start Dataset content

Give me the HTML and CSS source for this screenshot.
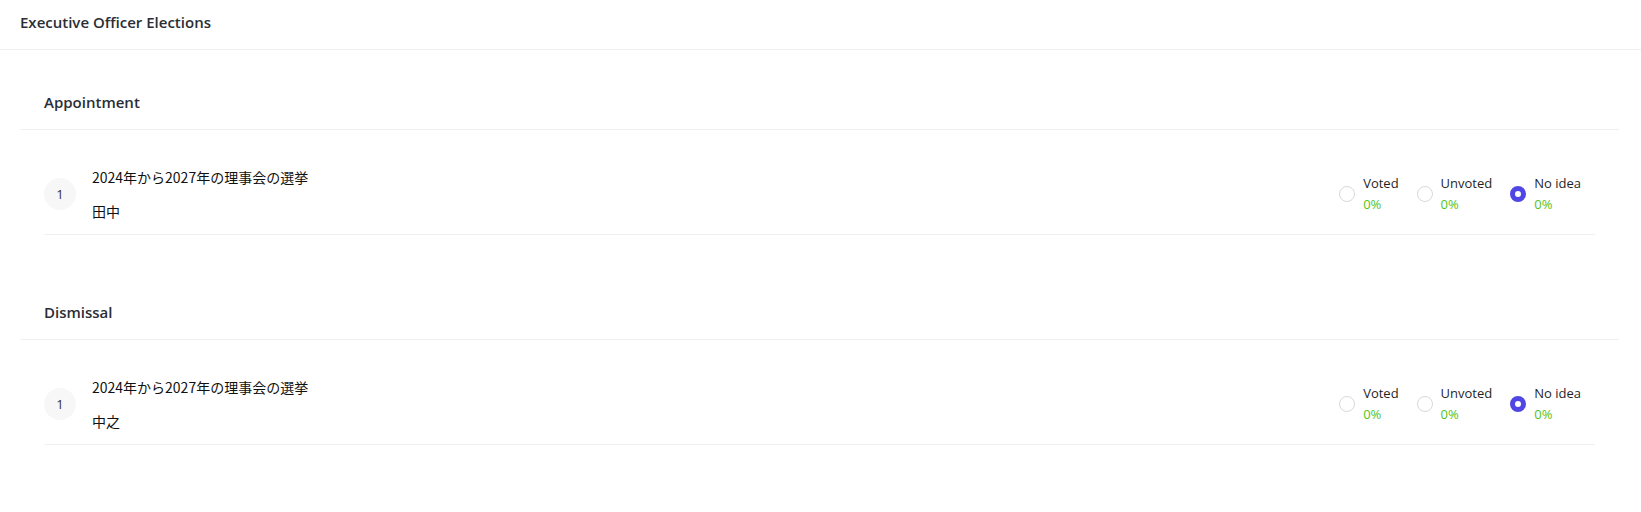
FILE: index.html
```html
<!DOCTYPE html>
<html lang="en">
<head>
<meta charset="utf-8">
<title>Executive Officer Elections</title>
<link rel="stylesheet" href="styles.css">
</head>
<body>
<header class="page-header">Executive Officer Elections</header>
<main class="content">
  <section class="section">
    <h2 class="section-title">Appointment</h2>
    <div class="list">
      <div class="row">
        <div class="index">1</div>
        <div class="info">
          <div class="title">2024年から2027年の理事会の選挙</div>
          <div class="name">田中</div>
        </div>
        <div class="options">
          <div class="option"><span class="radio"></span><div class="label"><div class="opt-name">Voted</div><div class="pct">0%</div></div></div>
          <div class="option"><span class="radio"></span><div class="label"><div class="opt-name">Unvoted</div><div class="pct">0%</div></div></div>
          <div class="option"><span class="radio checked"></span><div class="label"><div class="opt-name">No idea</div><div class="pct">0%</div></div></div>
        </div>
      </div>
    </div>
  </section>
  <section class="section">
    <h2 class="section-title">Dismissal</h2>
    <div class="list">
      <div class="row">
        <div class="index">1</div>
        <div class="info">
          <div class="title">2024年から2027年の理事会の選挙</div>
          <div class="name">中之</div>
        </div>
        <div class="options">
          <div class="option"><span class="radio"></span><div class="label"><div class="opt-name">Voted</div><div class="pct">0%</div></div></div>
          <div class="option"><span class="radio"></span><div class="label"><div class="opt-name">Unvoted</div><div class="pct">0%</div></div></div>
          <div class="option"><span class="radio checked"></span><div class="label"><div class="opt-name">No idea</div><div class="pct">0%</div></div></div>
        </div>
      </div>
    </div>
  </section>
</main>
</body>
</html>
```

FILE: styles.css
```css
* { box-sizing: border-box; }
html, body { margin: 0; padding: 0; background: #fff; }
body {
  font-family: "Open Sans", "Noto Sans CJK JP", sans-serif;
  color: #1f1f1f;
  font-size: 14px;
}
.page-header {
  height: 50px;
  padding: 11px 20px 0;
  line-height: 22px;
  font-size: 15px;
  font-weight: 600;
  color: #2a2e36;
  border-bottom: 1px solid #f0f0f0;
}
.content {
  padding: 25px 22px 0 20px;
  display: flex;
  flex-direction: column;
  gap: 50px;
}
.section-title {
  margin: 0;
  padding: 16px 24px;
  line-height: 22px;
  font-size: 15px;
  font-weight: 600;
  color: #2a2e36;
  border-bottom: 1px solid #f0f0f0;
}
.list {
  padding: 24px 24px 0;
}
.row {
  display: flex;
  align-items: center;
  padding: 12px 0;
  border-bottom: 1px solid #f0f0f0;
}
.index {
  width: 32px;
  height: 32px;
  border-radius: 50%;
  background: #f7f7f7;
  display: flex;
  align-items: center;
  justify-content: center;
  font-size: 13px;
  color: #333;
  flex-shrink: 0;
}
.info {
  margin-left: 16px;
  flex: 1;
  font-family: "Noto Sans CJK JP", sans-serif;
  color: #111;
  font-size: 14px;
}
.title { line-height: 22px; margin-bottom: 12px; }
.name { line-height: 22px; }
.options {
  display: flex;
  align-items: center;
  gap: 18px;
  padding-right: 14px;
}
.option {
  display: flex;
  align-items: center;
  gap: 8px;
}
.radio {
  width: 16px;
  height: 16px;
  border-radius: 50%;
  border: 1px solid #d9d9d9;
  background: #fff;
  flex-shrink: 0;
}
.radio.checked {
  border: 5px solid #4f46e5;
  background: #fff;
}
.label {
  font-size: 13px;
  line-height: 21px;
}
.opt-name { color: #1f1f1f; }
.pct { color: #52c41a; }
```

end Dataset content

Work to do:
All of the data above should be quoted exactly, except for the pictures.

Response:
Give me the HTML and CSS source for this screenshot.
FILE: index.html
```html
<!DOCTYPE html>
<html lang="en">
<head>
<meta charset="utf-8">
<title>Executive Officer Elections</title>
<link rel="stylesheet" href="styles.css">
</head>
<body>
<header class="page-header">Executive Officer Elections</header>
<main class="content">
  <section class="section">
    <h2 class="section-title">Appointment</h2>
    <div class="list">
      <div class="row">
        <div class="index">1</div>
        <div class="info">
          <div class="title">2024年から2027年の理事会の選挙</div>
          <div class="name">田中</div>
        </div>
        <div class="options">
          <div class="option"><span class="radio"></span><div class="label"><div class="opt-name">Voted</div><div class="pct">0%</div></div></div>
          <div class="option"><span class="radio"></span><div class="label"><div class="opt-name">Unvoted</div><div class="pct">0%</div></div></div>
          <div class="option"><span class="radio checked"></span><div class="label"><div class="opt-name">No idea</div><div class="pct">0%</div></div></div>
        </div>
      </div>
    </div>
  </section>
  <section class="section">
    <h2 class="section-title">Dismissal</h2>
    <div class="list">
      <div class="row">
        <div class="index">1</div>
        <div class="info">
          <div class="title">2024年から2027年の理事会の選挙</div>
          <div class="name">中之</div>
        </div>
        <div class="options">
          <div class="option"><span class="radio"></span><div class="label"><div class="opt-name">Voted</div><div class="pct">0%</div></div></div>
          <div class="option"><span class="radio"></span><div class="label"><div class="opt-name">Unvoted</div><div class="pct">0%</div></div></div>
          <div class="option"><span class="radio checked"></span><div class="label"><div class="opt-name">No idea</div><div class="pct">0%</div></div></div>
        </div>
      </div>
    </div>
  </section>
</main>
</body>
</html>
```

FILE: styles.css
```css
* { box-sizing: border-box; }
html, body { margin: 0; padding: 0; background: #fff; }
body {
  font-family: "Open Sans", "Noto Sans CJK JP", sans-serif;
  color: #1f1f1f;
  font-size: 14px;
}
.page-header {
  height: 50px;
  padding: 11px 20px 0;
  line-height: 22px;
  font-size: 15px;
  font-weight: 600;
  color: #2a2e36;
  border-bottom: 1px solid #f0f0f0;
}
.content {
  padding: 25px 22px 0 20px;
  display: flex;
  flex-direction: column;
  gap: 50px;
}
.section-title {
  margin: 0;
  padding: 16px 24px;
  line-height: 22px;
  font-size: 15px;
  font-weight: 600;
  color: #2a2e36;
  border-bottom: 1px solid #f0f0f0;
}
.list {
  padding: 24px 24px 0;
}
.row {
  display: flex;
  align-items: center;
  padding: 12px 0;
  border-bottom: 1px solid #f0f0f0;
}
.index {
  width: 32px;
  height: 32px;
  border-radius: 50%;
  background: #f7f7f7;
  display: flex;
  align-items: center;
  justify-content: center;
  font-size: 13px;
  color: #333;
  flex-shrink: 0;
}
.info {
  margin-left: 16px;
  flex: 1;
  font-family: "Noto Sans CJK JP", sans-serif;
  color: #111;
  font-size: 14px;
}
.title { line-height: 22px; margin-bottom: 12px; }
.name { line-height: 22px; }
.options {
  display: flex;
  align-items: center;
  gap: 18px;
  padding-right: 14px;
}
.option {
  display: flex;
  align-items: center;
  gap: 8px;
}
.radio {
  width: 16px;
  height: 16px;
  border-radius: 50%;
  border: 1px solid #d9d9d9;
  background: #fff;
  flex-shrink: 0;
}
.radio.checked {
  border: 5px solid #4f46e5;
  background: #fff;
}
.label {
  font-size: 13px;
  line-height: 21px;
}
.opt-name { color: #1f1f1f; }
.pct { color: #52c41a; }
```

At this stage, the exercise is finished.